_Problem to solve_
From the first line of the data through the line containing "import React from 'react';", return each line exactly.

_Provided data_
/---

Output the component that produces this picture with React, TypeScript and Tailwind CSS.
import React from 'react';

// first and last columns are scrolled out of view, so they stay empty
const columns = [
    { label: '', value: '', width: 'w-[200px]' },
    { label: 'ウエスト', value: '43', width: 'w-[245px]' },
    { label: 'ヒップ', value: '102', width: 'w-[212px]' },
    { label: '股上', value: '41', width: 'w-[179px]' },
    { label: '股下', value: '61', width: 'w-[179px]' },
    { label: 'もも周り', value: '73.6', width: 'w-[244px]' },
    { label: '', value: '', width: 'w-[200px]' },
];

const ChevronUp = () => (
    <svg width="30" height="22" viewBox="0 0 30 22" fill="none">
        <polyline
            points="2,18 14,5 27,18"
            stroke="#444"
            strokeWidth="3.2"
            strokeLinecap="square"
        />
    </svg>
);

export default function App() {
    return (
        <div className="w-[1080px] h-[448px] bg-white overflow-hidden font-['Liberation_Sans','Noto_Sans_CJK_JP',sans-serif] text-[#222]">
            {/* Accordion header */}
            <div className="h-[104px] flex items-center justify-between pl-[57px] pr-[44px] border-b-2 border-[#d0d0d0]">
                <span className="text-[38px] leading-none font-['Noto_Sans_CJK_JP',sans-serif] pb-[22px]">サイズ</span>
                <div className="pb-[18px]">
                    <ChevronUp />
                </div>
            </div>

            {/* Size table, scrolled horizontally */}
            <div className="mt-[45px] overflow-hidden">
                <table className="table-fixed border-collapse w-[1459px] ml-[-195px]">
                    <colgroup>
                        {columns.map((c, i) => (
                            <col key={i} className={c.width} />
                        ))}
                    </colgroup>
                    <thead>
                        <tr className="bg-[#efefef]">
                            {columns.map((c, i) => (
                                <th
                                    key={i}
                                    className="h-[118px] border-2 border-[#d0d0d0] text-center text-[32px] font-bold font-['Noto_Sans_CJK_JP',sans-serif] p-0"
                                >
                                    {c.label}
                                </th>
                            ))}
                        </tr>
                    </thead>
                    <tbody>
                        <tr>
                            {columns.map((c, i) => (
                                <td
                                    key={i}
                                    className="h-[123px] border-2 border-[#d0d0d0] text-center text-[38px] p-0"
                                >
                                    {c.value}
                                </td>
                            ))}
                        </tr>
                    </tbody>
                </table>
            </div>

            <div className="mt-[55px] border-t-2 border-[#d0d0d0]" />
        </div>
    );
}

\---

_Response to this exercise_
Output the component that produces this picture with React, TypeScript and Tailwind CSS.
import React from 'react';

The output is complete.